J. Arthur MacLean, a specialist in Asian art, was the CMA’s first curator. He was responsible for the entire museum collection until 1919 when he became curator of Asian art. It has been said that the success of the museum in its first sixteen years, as an educational and recreational site, rested largely upon the tremendous amount of attention paid, by director Frederic Allen Whiting and J. Arthur MacLean, to art objects and antiquities from East Asia.

MacLean was with the Museum of Fine Arts, Boston for fourteen years before joining the CMA staff in 1914. In 1922 MacLean left the CMA to serve as assistant director and curator of Oriental art at the Art Institute of Chicago. He left Chicago after one year to accept the directorship of the John Herron Art Institute in Indianapolis. With curator Dorothy L. Blair, he published an exhibition catalogue of Oriental rugs from a private collection. By 1926 he was the director of the Art Association of Indianapolis. In the summer of that year, he participated in an excavation of Albee Mound in Indiana, and published a book with “a description, catalog, and illustrations” of that project.

MacLean authored three articles, one with Blair, in the American Magazine of Art in 1927, 1929 and 1930. These concern Japanese prints, East Indian paintings and printmakers of the 1920s. Letters by MacLean as curator of Oriental art at the Toledo Museum of Art in 1929-35 establish him there. While at the Toledo Museum, MacLean contributed an article on a stone terminal in Cambodia to Parnassus in 1933. In 1940 another of his articles appeared in Parnassus, “Some Oriental Exhibitions,” also written while at Toledo.

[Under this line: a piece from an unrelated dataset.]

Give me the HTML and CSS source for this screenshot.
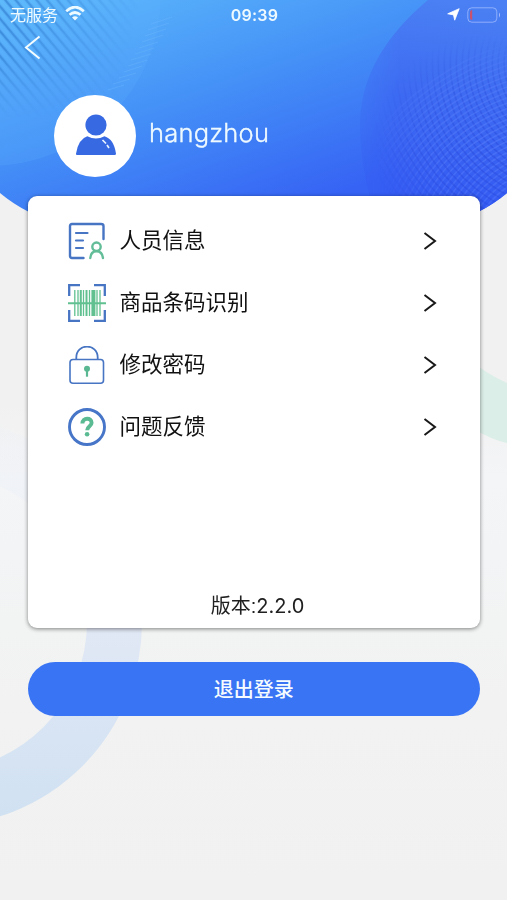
FILE: index.html
```html
<!DOCTYPE html>
<html lang="zh-CN">
<head>
<meta charset="utf-8">
<meta name="viewport" content="width=device-width">
<title>个人中心</title>
<link rel="stylesheet" href="styles.css">
</head>
<body>
<main class="screen">
<svg class="backdrop" viewBox="0 0 507 900" aria-hidden="true">
  <defs>
    <linearGradient id="sky" gradientUnits="userSpaceOnUse" x1="150" y1="-50" x2="250" y2="240">
      <stop offset="0" stop-color="#5ebbfb"/><stop offset=".5" stop-color="#4490f7"/><stop offset=".95" stop-color="#3663f4"/>
    </linearGradient>
    <linearGradient id="orb" gradientUnits="userSpaceOnUse" x1="430" y1="0" x2="410" y2="200">
      <stop offset="0" stop-color="#4a80f3"/><stop offset=".45" stop-color="#3e6bf2"/><stop offset="1" stop-color="#345af2"/>
    </linearGradient>
    <linearGradient id="ring" gradientUnits="userSpaceOnUse" x1="0" y1="430" x2="0" y2="820">
      <stop offset="0" stop-color="#e8eef7" stop-opacity=".15"/><stop offset=".2" stop-color="#e8eef7" stop-opacity=".4"/><stop offset=".5" stop-color="#e1e8f5"/><stop offset="1" stop-color="#d0e1f2"/>
    </linearGradient>
    <clipPath id="dome"><path d="M0 0H507V193Q494 204 478 212H29Q13 204 0 193Z"/></clipPath>
    <clipPath id="corner"><circle cx="-10" cy="-5" r="171"/></clipPath>
    <clipPath id="globe"><path d="M428 0Q360 57 360 125Q360 170 377 220H507V0Z"/></clipPath>
    <pattern id="waves" width="200" height="8" patternUnits="userSpaceOnUse" patternTransform="rotate(50)">
      <path d="M0 4H200" stroke="#2d77cd" stroke-width="2.6"/>
    </pattern>
    <linearGradient id="waveFade" gradientUnits="userSpaceOnUse" x1="0" y1="50" x2="125" y2="75"><stop stop-color="#fff" stop-opacity=".6"/><stop offset="1" stop-color="#fff" stop-opacity="0"/></linearGradient>
    <linearGradient id="waveDrop" x1="0" y1="0" x2="0" y2="1"><stop offset=".3" stop-color="#000" stop-opacity="0"/><stop offset=".65" stop-color="#000"/></linearGradient>
    <mask id="waveMask"><rect width="190" height="180" fill="url(#waveFade)"/><rect width="190" height="180" fill="url(#waveDrop)"/></mask>
    <linearGradient id="orbFade" gradientUnits="userSpaceOnUse" x1="358" y1="0" x2="400" y2="0"><stop stop-color="#fff" stop-opacity=".3"/><stop offset="1" stop-color="#fff"/></linearGradient>
    <mask id="orbMask"><rect x="350" width="157" height="220" fill="url(#orbFade)"/></mask>
    <radialGradient id="meshFade" gradientUnits="userSpaceOnUse" cx="484" cy="145" r="110"><stop stop-color="#fff"/><stop offset=".55" stop-color="#fff" stop-opacity=".75"/><stop offset="1" stop-color="#fff" stop-opacity="0"/></radialGradient>
    <mask id="meshMask"><rect x="350" width="157" height="220" fill="url(#meshFade)"/></mask>
  </defs>
  <circle cx="-62" cy="622" r="176.5" fill="none" stroke="url(#ring)" stroke-width="55"/>
  <path d="M470 360Q487 374 507 383V443Q492 440 470 427Z" fill="#dceee8"/>
  <g clip-path="url(#dome)">
    <rect width="507" height="220" fill="url(#sky)"/>
    <g clip-path="url(#corner)">
      <circle cx="-10" cy="-5" r="171" fill="#62baff" opacity=".17"/>
      <g mask="url(#waveMask)"><rect width="180" height="180" fill="url(#waves)"/></g>
    </g>
    <g stroke="#75bdff" stroke-width="1.3" opacity=".28" fill="none">
      <path d="M151 24L172 17M148 30L169 23M145 36L166 29M142 42L163 35M139 48L158 42M135 54L154 48M131 60L151 54M128 66L147 60M124 72L142 66M119 78L136 73M113 84L130 79M108 90L124 85"/>
    </g>
    <g clip-path="url(#globe)">
      <rect x="350" width="157" height="220" fill="url(#orb)" mask="url(#orbMask)"/>
      <g mask="url(#meshMask)" id="mesh" fill="none" stroke-width="1.6"></g>
    </g>
  </g>
</svg>

<header class="top">
  <div class="status">
    <div class="carrier"><span>无服务</span>
      <svg width="20" height="15" viewBox="0 0 20 15"><g fill="none" stroke="#edfaff" stroke-width="2.7"><path d="M1.2 5.2Q10-3 18.8 5.2"/><path d="M4.5 8.8Q10 4.2 15.5 8.8"/></g><path d="M7 11.4Q10 9 13 11.4L10 14.5Z" fill="#edfaff"/></svg>
    </div>
    <time>09:39</time>
    <div class="power">
      <svg width="13" height="13" viewBox="0 0 13 13"><path d="M12.2.7L7.7 12.2 6.5 6.9.7 5.8Z" fill="#fff" stroke="#fff" stroke-width=".8" stroke-linejoin="round"/></svg>
      <svg width="34" height="16" viewBox="0 0 34 16"><rect x=".8" y=".8" width="29" height="14.4" rx="4" fill="none" stroke="#a7bfff" stroke-opacity=".75"/><path d="M5.2 3Q3 3 3 5V11Q3 13 5.2 13Z" fill="#c9526f"/><path d="M32 5.5Q34 8 32 10.5Z" fill="#a7bfff"/></svg>
    </div>
  </div>
  <svg class="back" width="17" height="25" viewBox="0 0 17 25"><path d="M15.5 1.5L2 12.5 15.5 23.5" fill="none" stroke="#f4fcff" stroke-width="2"/></svg>
  <div class="profile">
    <div class="avatar"><svg width="42" height="42" viewBox="0 0 42 42" fill="#3769e3"><circle cx="21" cy="11" r="10.6"/><path d="M12.3 22.2Q21 27 29.5 22.2Q39 25 41 39.8Q41 41 39.5 41H2Q.8 41 1 39.8Q3.2 25 12.3 22.2Z"/><path d="M27.5 26L31 29.5M32 31L34 34" fill="none" stroke="#e9f3ff" stroke-width="1.7"/></svg></div>
    <span class="name">hangzhou</span>
  </div>
</header>

<section class="card">
  <nav class="menu">
    <a class="row"><svg class="icon" viewBox="0 0 38 38" fill="none" stroke-linecap="round" stroke-linejoin="round"><path d="M15.5 36H4Q2 36 2 34V4Q2 2 4 2H33Q35.5 2 35.5 4V17" stroke="#4775c3" stroke-width="2.4"/><path d="M8 11H19.5M8 18.5H15M8 26H15" stroke="#4775c3" stroke-width="2.2"/><g stroke="#62bd98" stroke-width="2.4"><circle cx="28.5" cy="24.7" r="4.2"/><path d="M22.3 36Q22.8 29.2 28.5 29.2T35 36"/></g></svg><span>人员信息</span><svg class="arrow" viewBox="0 0 14 20"><path d="M1.5 2L12 10 1.5 18"/></svg></a>
    <a class="row"><svg class="icon" viewBox="0 0 38 38" fill="none"><path d="M12 1.2H1.2V12M26 1.2H36.8V12M1.2 26V36.8H12M36.8 26V36.8H26" stroke="#4775c3" stroke-width="2.3"/><g stroke="#61c090"><path d="M6.8 6V32M10 6V32M15.5 6V32M21.5 6V32M29 6V32M32 6V32" stroke-width="1.3"/><path d="M12.8 6V32M18.5 6V32" stroke-width="2"/><path d="M25.4 6V32" stroke-width="4"/><path d="M0 19.2H38" stroke-width="2"/></g></svg><span>商品条码识别</span><svg class="arrow" viewBox="0 0 14 20"><path d="M1.5 2L12 10 1.5 18"/></svg></a>
    <a class="row"><svg class="icon" viewBox="0 0 38 38" fill="none"><rect x="2" y="13.5" width="33.5" height="23.7" rx="3" stroke="#4775c3" stroke-width="1.6"/><path d="M8.3 13V11.5C8.3-3 29.7-3 29.7 11.5V13" stroke="#4775c3" stroke-width="1.8"/><circle cx="19" cy="22.7" r="3" fill="#59b791"/><path d="M19 23V30.7" stroke="#59b791" stroke-width="2.2"/></svg><span>修改密码</span><svg class="arrow" viewBox="0 0 14 20"><path d="M1.5 2L12 10 1.5 18"/></svg></a>
    <a class="row"><svg class="icon" viewBox="0 0 38 38" fill="none"><circle cx="19" cy="19" r="17.5" stroke="#4776c8" stroke-width="2.9"/><path d="M14.4 15.5C14.4 9 23.9 9.3 23.6 14.8C23.5 18.5 19.3 18 19.2 22.2" stroke="#5abb93" stroke-width="4"/><circle cx="19.1" cy="26.2" r="2.3" fill="#5abb93"/></svg><span>问题反馈</span><svg class="arrow" viewBox="0 0 14 20"><path d="M1.5 2L12 10 1.5 18"/></svg></a>
  </nav>
  <p class="version"><span>版本:</span><span class="number">2.2.0</span></p>
</section>
<button class="logout" type="button">退出登录</button>
</main>
<script src="mesh.js"></script>
</body>
</html>
```
FILE: styles.css
```css
*{box-sizing:border-box}
body{margin:0;background:#f1f1f1;font-family:"Liberation Sans","Noto Sans CJK SC",sans-serif}
.screen{position:relative;width:507px;height:900px;overflow:hidden;background:linear-gradient(#f1f1f1 0,#f1f1f1 45%,#f4f5f7 53%,#f1f2f1 78%,#f1f1f1)}
.backdrop{position:absolute;inset:0;width:100%;height:100%}
.top{position:relative;height:196px;color:#effaff}
.status{display:grid;grid-template-columns:1fr 60px 1fr;align-items:center;height:29px;padding:0 6px 0 8px}
.carrier,.power{display:flex;align-items:center}
.carrier{gap:7px;font-size:16px;line-height:28px;padding-left:2px}
.carrier span{position:relative;top:1px}
.carrier svg{margin-top:-2px}
time{text-align:center;font:600 16px/28px Inter,sans-serif;letter-spacing:.2px}
.power{justify-content:flex-end;gap:7px}
.back{display:block;margin:6px 0 0 24px}
.profile{display:flex;align-items:center;margin:34.5px 0 0 54px;gap:13px}
.avatar{display:grid;place-items:center;width:82px;height:82px;border-radius:50%;background:#fff}
.avatar svg{margin-top:-2px;margin-left:2px}
.name{font:300 25.5px/36px Inter,sans-serif;letter-spacing:.22px;margin-top:-6px;-webkit-text-stroke:.35px #effaff}
.card{position:relative;display:flex;flex-direction:column;justify-content:space-between;width:452.5px;height:432px;margin-left:27.5px;padding:14px 43.5px 6px 40px;border-radius:9px;background:#fff;box-shadow:0 1px 4px rgba(0,0,0,.48)}
.row{display:flex;align-items:center;height:62px;color:#111;font-size:21.5px;line-height:32px}
.icon{width:38px;height:38px;margin-right:14px;flex:none}
.arrow{width:14px;height:20px;margin-left:auto;flex:none;fill:none;stroke:#181818;stroke-width:2}
.version{display:flex;justify-content:center;margin:0 0 0 11px;color:#202020;font-size:20px;line-height:32px}
.number{font-family:Inter,"Liberation Sans",sans-serif;font-size:20px}
.logout{position:relative;display:block;width:452.5px;height:54px;margin:33.5px 0 0 27.5px;padding:0;border:0;border-radius:27px;background:#3974f4;color:#f5fbff;font:500 20px/54px "Noto Sans CJK SC",sans-serif}
```
FILE: mesh.js
```javascript
const mesh = document.getElementById("mesh");
function arc(cx, cy, rx, ry, angle, color) {
  const e = document.createElementNS("http://www.w3.org/2000/svg", "ellipse");
  Object.entries({ cx, cy, rx, ry, stroke: color, transform: `rotate(${angle} ${cx} ${cy})` })
    .forEach(([key, value]) => e.setAttribute(key, value));
  mesh.appendChild(e);
}
for (let i = 0; i < 35; i++) {
  arc(540, 235, 24 + i * 6, 18 + i * 5, -35, "rgba(101,137,255,.38)");
  arc(575, 68, 30 + i * 6, 24 + i * 6, 28, "rgba(35,65,211,.36)");
}
```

In 2013 the Toledo Museum of Art revisited a landmark 1930 exhibition of Japanese prints curated by MacLean and Blair. The museum had produced an authoritative catalog credited to Blair that accompanied the 1930 exhibition on a nationwide tour of ten museums.

Readily available sources on the life of J. Arthur MacLean do not extend beyond 1949, when he was still with the Toledo Museum of Art.